Justice Omotosho, after listening to the lawyers and the defendant, sentenced Nwabuoku to eight years imprisonment in each of the nine counts which shall bring cuncunrrently.
“The sentence shall start to run from today the 23 Day of March, 2026 and shall run concurrently.
“The prosecution is at liberty to file formal application for forfeiture of applicable assets and properties,” the judge ruled.
The judge said the EFCC should filed the application for forfeiture of the affected property and that the defence would respond accordingly before a final order is made.
“You can bring the post-conviction application so that the defence too can respond appropriately because he is entitled to fair hearing and we will ensure that,” he said.

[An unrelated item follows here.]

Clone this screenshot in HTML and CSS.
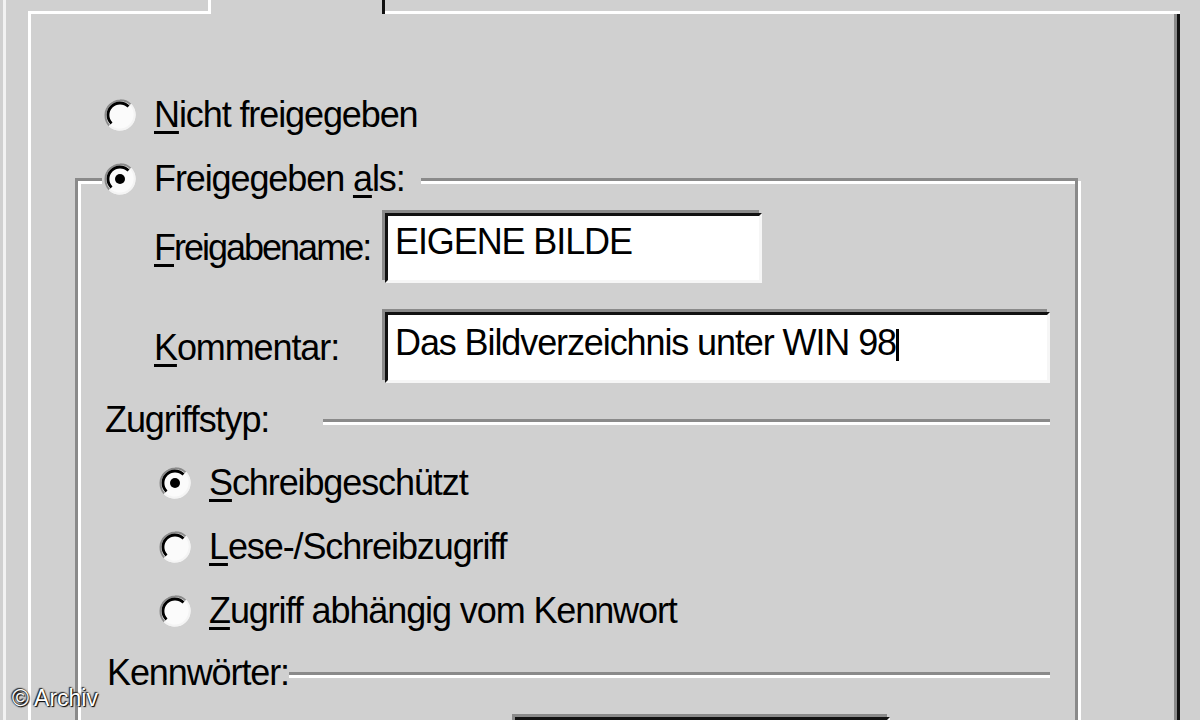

NAN reports that on Jan. 31, 2025, the 1st prosecution witness (PW-1), Eucharia Ezeodi, a Zenith Bank Plc staff member and PW-2, Felix Nweke, a director in the federal civil service, gave their testimonies against the defendant.
The anti-graft agency, however, closed its case after calling nine witnesses to establish its case against Nwabuoku.
Justice Omotosho had, on Nov. 13, 2025, dismissed Nwabuoku’s no-case submission, which he opted for after the prosecution closed its case.
The judge, in a ruling, held that a prima facie case had been made out against Mr Nwabuoku by the EFCC to warrant him to enter his defence.
Nwabuoku, who opened his defence on Feb. 2, prayed the court to acquit and discharge him of the alleged N868.46 million fraud case preferred against him by the anti-graft agency.
Led in evidence by his lawyer, Mr Quakers, the former AGoF denied being a signatory to some companies allegedly linked to him.
Nwabuoku had, in February 2025, opted for a plea bargain but later changed his mind.
The ex-AGoF was earlier arraigned with Felix Nweke, who worked under him in the Federal Ministry of Defence.
Both defendants, on Oct. 14, 2024, equally opted for a plea bargain agreement with the EFCC, which was eventually not carried through.
The commission, subsequently, amended the charge and listed Nwabuoku as the sole defendant, with Nweke as one of its witnesses.